The most natural way to create width from a single take is to create meaningful differences between left and right — not at the frequency level (which smears harmonics), but at the musical level.

When each note in a chord occupies its own stereo position, the left and right channels receive genuinely different musical content: different notes, different harmonics, different pitch information. Your brain reads this the same way it reads a double-tracked guitar — as width created by distinct sources.

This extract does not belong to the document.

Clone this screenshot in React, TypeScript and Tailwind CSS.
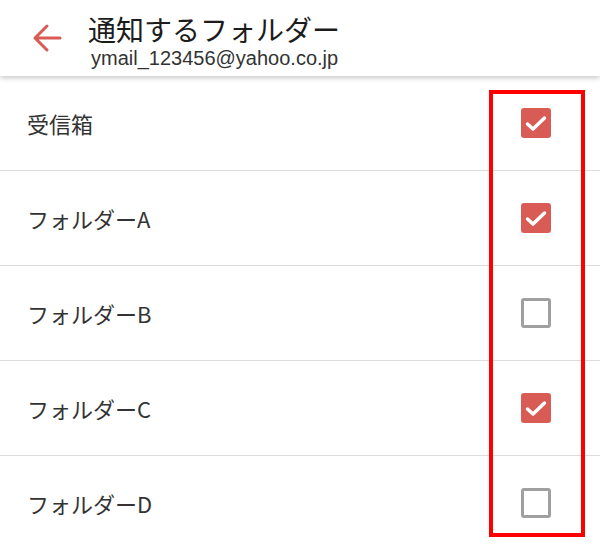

The difference is that instead of distinct performances, you have distinct notes. Same principle, different building block.

Quick Width Checklist

Next time your guitar sounds flat in a mix, run through this:

1. Is it mono? A mono signal has zero width by definition. You need stereo information.
2. Are L and R actually different? Duplicating a mono signal to two channels isn’t stereo. The channels need different content.
3. Is the difference musical? Random noise differences (like tape hiss) don’t create useful width. Musical differences — different notes, different timing, different tone — do.
4. Are you fighting other instruments? Width is relative. If everything in your mix is wide, nothing sounds wide. Sometimes the fix is narrowing other elements, not widening the guitar.
5. Does it survive mono? Check your mono fold. If width disappears or the tone thins out, your technique is phase-dependent and might not translate to all playback systems.

Width isn’t magic. It’s physics, perception, and arrangement working together. Understanding why something sounds wide is the first step to making your own guitars fill the speakers.